Et à cela il faut ajouter d’autres paramètres inadmissibles. Ainsi, les locaux réservés aux agents sont dans un état d’hygiène déplorable. Les sanitaires sont bouchés depuis trois mois. L’entretien, sous-traité par Hub Safe, n’est pas fait, souligne Roxane Idoudi, secrétaire confédérale chargée du développement, qui est allée soutenir les manifestants.

Médiation du préfet

Malgré la mobilisation inédite, la direction d’Hub Safe campe pour l’instant sur ses positions. Elle renvoie l’ouverture de négociations à la prochaine réunion sur les NAO, mais en la conditionnant à la levée du préavis de grève illimitée explique Laure Bua.
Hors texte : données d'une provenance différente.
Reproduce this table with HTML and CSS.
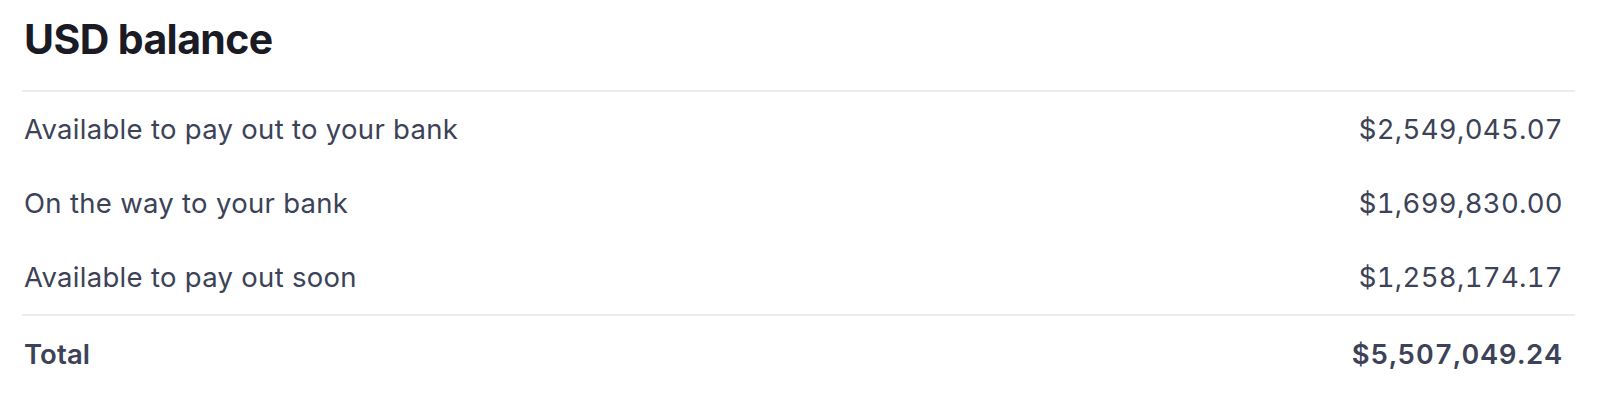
FILE: index.html
```html
<!DOCTYPE html>
<html lang="en">
<head>
<meta charset="utf-8">
<title>USD balance</title>
<link rel="stylesheet" href="styles.css">
</head>
<body>
<section class="balance">
  <h1 class="balance-title">USD balance</h1>
  <div class="balance-list">
    <div class="row"><span class="label">Available to pay out to your bank</span><span class="amount">$2,549,045.07</span></div>
    <div class="row"><span class="label">On the way to your bank</span><span class="amount">$1,699,830.00</span></div>
    <div class="row"><span class="label">Available to pay out soon</span><span class="amount">$1,258,174.17</span></div>
  </div>
  <div class="row total"><span class="label">Total</span><span class="amount">$5,507,049.24</span></div>
</section>
</body>
</html>
```

FILE: styles.css
```css
html, body {
  margin: 0;
  padding: 0;
  background: #ffffff;
}

body {
  font-family: Inter, "Noto Sans", sans-serif;
  color: #3c4257;
}

.balance {
  padding: 0 25px 0 22px;
}

.balance-title {
  margin: 0;
  padding: 14px 0 0 2px;
  height: 92px;
  box-sizing: border-box;
  font-size: 41px;
  font-weight: 700;
  line-height: 50px;
  color: #1a1b25;
  letter-spacing: -0.6px;
  border-bottom: 2px solid #ebeef1;
}

.balance-list {
  border-bottom: 2px solid #ebeef1;
}

.row {
  display: flex;
  justify-content: space-between;
  align-items: center;
  height: 74px;
  padding: 0 12px 0 2px;
  font-size: 27.5px;
  letter-spacing: 0.3px;
}

.amount {
  font-variant-numeric: tabular-nums;
}

.total {
  height: 76px;
  font-weight: 600;
  letter-spacing: 0.1px;
}

.total .amount {
  letter-spacing: 0.85px;
}
```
Or Ce n’est pas tolérable. Cela fait quatorze mois que nous évoquons à chaque CSE les conditions de travail dégradées, rappelle la militante.

Le choix d’Hub Safe d’appeler des renforts de Paris, Nice et Nantes, pour remplacer les agents grévistes, a renforcé la détermination. Tous les salariés ont été choqués. Hub Safe préfère mettre la main à la poche pour faire venir du personnel plutôt que pour nous assurer des conditions de travail décentes !.